Now imagine that kind of revelation coming from something that has to do with the UK Christmas charts. You just never know where the spark is going to come from, but we were really honoured to be part of the greatest chart upset in the history of the UK.
This was no Sony ‘conspiracy’, as some have claimed. I couldn’t even get a return email from Sony UK. I was like ‘Are we still on your label? Something’s happening over there’ – and nobody hit me back.
Now, of course, we are doing a free gig in the UK. We’re thrilled about doing it. It’s going to be the victory celebration to end all victory celebrations.
If ‘Killing In The Name’ is the song that liberated the UK charts, we are planning to go there and make it as big and as free as can be.
Also it shouldn’t be overlooked that a substantial amount of money was raised for Shelter, the homeless organisation in this process. It’s not something Jon and Tracy Morter were trying to profit from, it’s not something Rage Against The Machine were trying to profit from. At the end of the day the winners are the fans of real music in the UK who have at last come out on top by up-ending the status quo.
Rage Against The Machine was built for moments like this.
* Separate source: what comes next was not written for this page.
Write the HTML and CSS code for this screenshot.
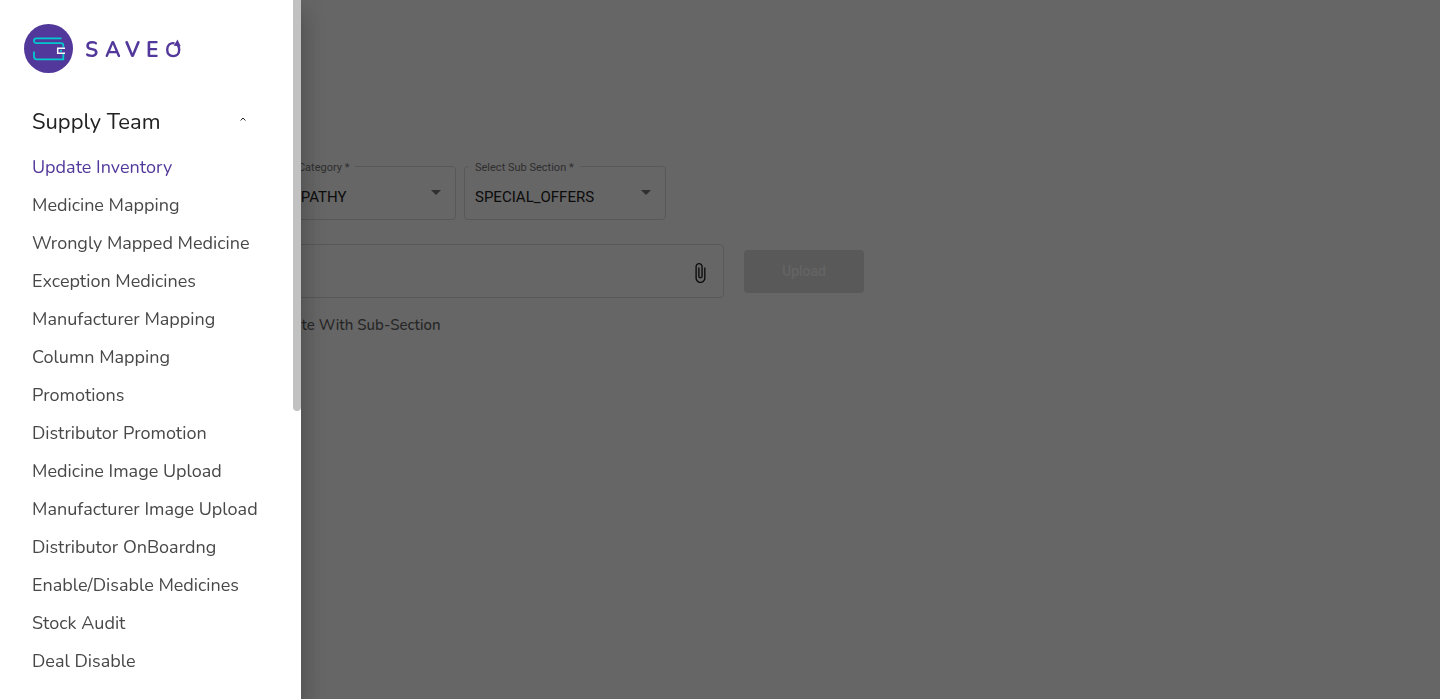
FILE: index.html
```html
<!DOCTYPE html>
<html lang="en">
<head>
<meta charset="utf-8">
<meta name="viewport" content="width=device-width, initial-scale=1">
<title>Saveo - Update Inventory</title>
<link rel="stylesheet" href="styles.css">
</head>
<body>
<main class="page">
  <form class="upload-form">
    <div class="row selects">
      <fieldset class="outlined">
        <legend><label for="category">Select Category *</label></legend>
        <select id="category"><option>ALLOPATHY</option></select>
        <svg class="arrow" viewBox="0 0 10 5" aria-hidden="true"><path d="M0 0h10L5 5z"/></svg>
      </fieldset>
      <fieldset class="outlined">
        <legend><label for="subsection">Select Sub Section *</label></legend>
        <select id="subsection"><option>SPECIAL_OFFERS</option></select>
        <svg class="arrow" viewBox="0 0 10 5" aria-hidden="true"><path d="M0 0h10L5 5z"/></svg>
      </fieldset>
    </div>
    <div class="row files">
      <div class="file-box">
        <input type="text" aria-label="File">
        <svg class="clip" viewBox="0 0 24 24" aria-hidden="true"><path d="M16.500 6v11.500c0 2.210-1.790 4-4 4s-4-1.790-4-4V5c0-1.380 1.120-2.500 2.500-2.500s2.500 1.120 2.500 2.500v10.500c0 .55-.45 1-1 1s-1-.45-1-1V6H10v9.500c0 1.380 1.120 2.500 2.500 2.500s2.500-1.120 2.500-2.500V5c0-2.210-1.790-4-4-4S7 2.790 7 5v12.500c0 3.040 2.460 5.500 5.500 5.500s5.500-2.460 5.500-5.500V6h-1.500z"/></svg>
      </div>
      <button class="upload" type="button" disabled>Upload</button>
    </div>
    <label class="check"><input type="checkbox">Update With Sub-Section</label>
  </form>
</main>
<div class="backdrop"></div>
<aside class="drawer">
  <svg class="logo" viewBox="0 0 160 49" role="img" aria-label="Saveo">
    <circle cx="24.500" cy="24.500" r="24.500" fill="#52389a"/>
    <g fill="none" stroke-width="1.800" stroke="#00c9ce">
      <path d="M37.500 14.300H12.300q-2.300 0-2.300 2.400t2.300 2.400H37q2.300 0 2.300 2.300v2M10 27.500v5q0 2.800 2.800 2.800H39.300v-5.300"/>
      <path d="M41 24.300h-7.300v5H41" stroke="#fff" stroke-width="1.500"/>
    </g>
    <circle cx="37" cy="26.800" r="1.100" fill="#00c9ce"/>
    <text class="wordmark" x="61 81 101 122" y="33">SAVE</text>
    <path d="M150.500 19.300c-4-.9-7.300 1.600-7.300 6.200 0 4.200 2.300 6.600 6 6.600s6-2.500 6-6.400c0-2-.5-3.400-1.300-4.500" fill="none" stroke="#52389a" stroke-width="2.400"/>
    <path d="M153.500 15.500l3.200 6.700-7-.4z" fill="#52389a"/>
  </svg>
  <nav class="menu">
    <button class="group" type="button" aria-expanded="true">Supply Team
      <svg viewBox="0 0 6 4" aria-hidden="true"><path d="M.6 3.500L3 1l2.400 2.500"/></svg>
    </button>
    <a class="item active" href="#">Update Inventory</a>
    <a class="item" href="#">Medicine Mapping</a>
    <a class="item" href="#">Wrongly Mapped Medicine</a>
    <a class="item" href="#">Exception Medicines</a>
    <a class="item" href="#">Manufacturer Mapping</a>
    <a class="item" href="#">Column Mapping</a>
    <a class="item" href="#">Promotions</a>
    <a class="item" href="#">Distributor Promotion</a>
    <a class="item" href="#">Medicine Image Upload</a>
    <a class="item" href="#">Manufacturer Image Upload</a>
    <a class="item" href="#">Distributor OnBoardng</a>
    <a class="item" href="#">Enable/Disable Medicines</a>
    <a class="item" href="#">Stock Audit</a>
    <a class="item" href="#">Deal Disable</a>
  </nav>
  <div class="thumb"></div>
</aside>
</body>
</html>
```
FILE: styles.css
```css
* { box-sizing: border-box; }

body {
  margin: 0;
  background: #fff;
  font-family: Roboto, "Liberation Sans", sans-serif;
}

.page { padding: 157px 24px 24px 254px; }

.upload-form {
  display: flex;
  flex-direction: column;
  max-width: 610px;
}

.row { display: flex; }
.selects { gap: 8px; }

.outlined {
  display: flex;
  align-items: center;
  width: 202px;
  height: 63px;
  margin: 0;
  padding: 0 14px 0 4px;
  border: 1px solid #dcdcdc;
  border-radius: 4px;
}

.outlined legend {
  padding: 4px 6px 0;
  font-size: 11px;
  line-height: 14px;
  color: #757575;
}

.outlined select {
  flex: 1;
  min-width: 0;
  padding: 0 6px;
  border: 0;
  background: none;
  appearance: none;
  font: 15px Roboto, sans-serif;
  color: #212121;
}

.arrow {
  width: 10px;
  height: 5px;
  margin-bottom: 10px;
  fill: #757575;
}

.files {
  align-items: center;
  gap: 20px;
  margin-top: 24px;
}

.file-box {
  display: flex;
  align-items: center;
  flex: 1;
  height: 54px;
  padding: 0 12px;
  border: 1px solid #dcdcdc;
  border-radius: 4px;
}

.file-box input {
  flex: 1;
  min-width: 0;
  border: 0;
  background: none;
}

.clip {
  width: 22px;
  height: 22px;
  margin-top: 4px;
  fill: #212121;
}

.upload {
  width: 120px;
  height: 43px;
  border: 0;
  border-radius: 4px;
  background: #dedede;
  color: #f8f8f8;
  font: 500 14px Roboto, sans-serif;
}

.check {
  display: flex;
  align-items: center;
  gap: 8px;
  margin: 16px 0 0 -10px;
  font: 500 15px/22px Nunito, "Open Sans", sans-serif;
  color: #616161;
}

.check input { margin: 0; }

.backdrop {
  position: fixed;
  inset: 0;
  background: rgba(0, 0, 0, 0.6);
}

.drawer {
  position: fixed;
  inset: 0 auto 0 0;
  width: 301px;
  padding: 24px 8px 24px 24px;
  overflow: hidden;
  background: #fff;
  box-shadow: 0 8px 10px -5px rgba(0, 0, 0, 0.2), 0 16px 24px 2px rgba(0, 0, 0, 0.14), 0 6px 30px 5px rgba(0, 0, 0, 0.12);
}

.logo {
  display: block;
  width: 160px;
  height: 49px;
}

.wordmark {
  font: 700 21px Nunito, Lato, sans-serif;
  fill: #52389a;
}

.menu {
  display: flex;
  flex-direction: column;
  padding: 23px 8px 0;
  font-family: Nunito, "Open Sans", sans-serif;
}

.group {
  display: flex;
  align-items: center;
  justify-content: space-between;
  height: 52px;
  padding: 0 39px 0 0;
  border: 0;
  background: none;
  font: 22px Nunito, "Open Sans", sans-serif;
  color: #212121;
  text-align: left;
}

.group svg {
  width: 6px;
  height: 4px;
  margin-bottom: 6px;
  fill: none;
  stroke: #212121;
}

.item {
  font-size: 18px;
  line-height: 38px;
  color: #484848;
  text-decoration: none;
  white-space: nowrap;
}

.active { color: #52389a; }

.thumb {
  position: absolute;
  top: 0;
  right: 0;
  width: 8px;
  height: 411px;
  border-radius: 0 0 4px 4px;
  background: #c1c1c1;
}
```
That historic chart upset the other night is one we’re very proud to have been a part of, but more proud that it showed that people uniting in solidarity can do anything. That’s the lasting message from this.
It went from being ‘let’s kick X Factor off the top of the charts’ to a real people’s movement, and in the future the energy behind it can be used for other social justice causes, and not just chart-topping.